Floating Exchange Rate changes- Appreciations and Depreciations Flashcards
(7 cards)
What happens during a currency appreciation?
The value of the currency increases relative to others (e.g. £1 = $1.80 → £1 = $1.60).
Causes of currency appreciation?
Higher relative interest rates attract foreign capital
Speculators anticipate a rise in the currency’s value
Increase in Foreign Direct Investment (FDI) inflows
Rising foreign incomes boosting demand for domestic currency
Improvements in competitiveness (lower unit labour costs, low inflation, investment)
What happens during a currency depreciation?
The value of the currency decreases relative to others (e.g. £1 = $1.60 → £1 = $1.40).
Causes of currency depreciation?
Lower interest rates relative to other countries
Speculators expect the currency to fall
Firms or investors moving money away from the country
Lower domestic incomes reducing demand for the currency
What are the effects of an appreciation on the economy?

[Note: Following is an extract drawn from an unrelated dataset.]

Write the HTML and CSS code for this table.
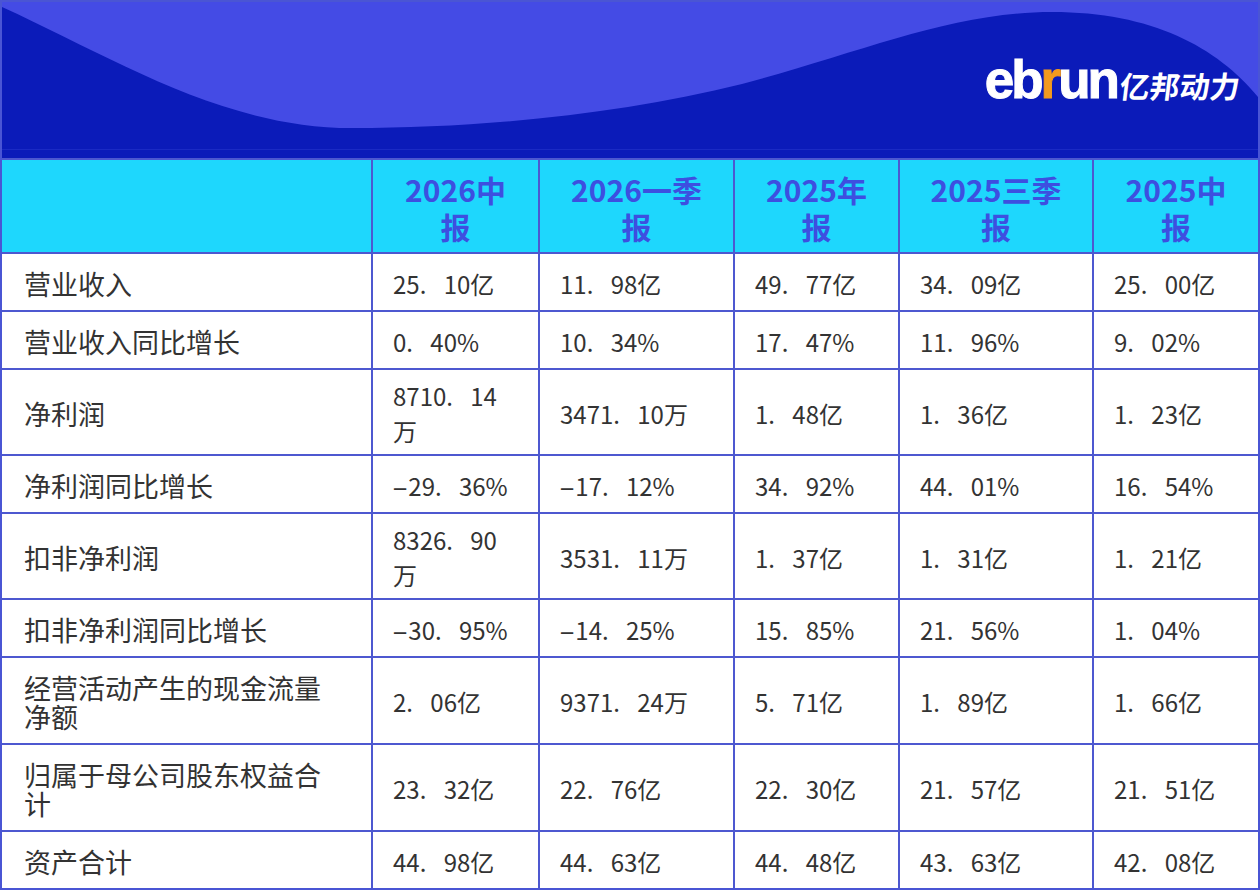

Exports become more expensive, reducing demand
Imports become cheaper, increasing demand
Could lead to a current account deficit
Potential lower inflation due to cheaper imports
May reduce economic growth
What are the effects of a depreciation on the economy?
Exports become cheaper, boosting demand
Imports become more expensive, reducing demand
Could help reduce a current account deficit
May cause import-led inflation (cost-push)
Could stimulate economic growth
What role do speculators play in exchange rate changes?
They buy or sell currencies based on expectations, which can cause rapid appreciations or depreciations.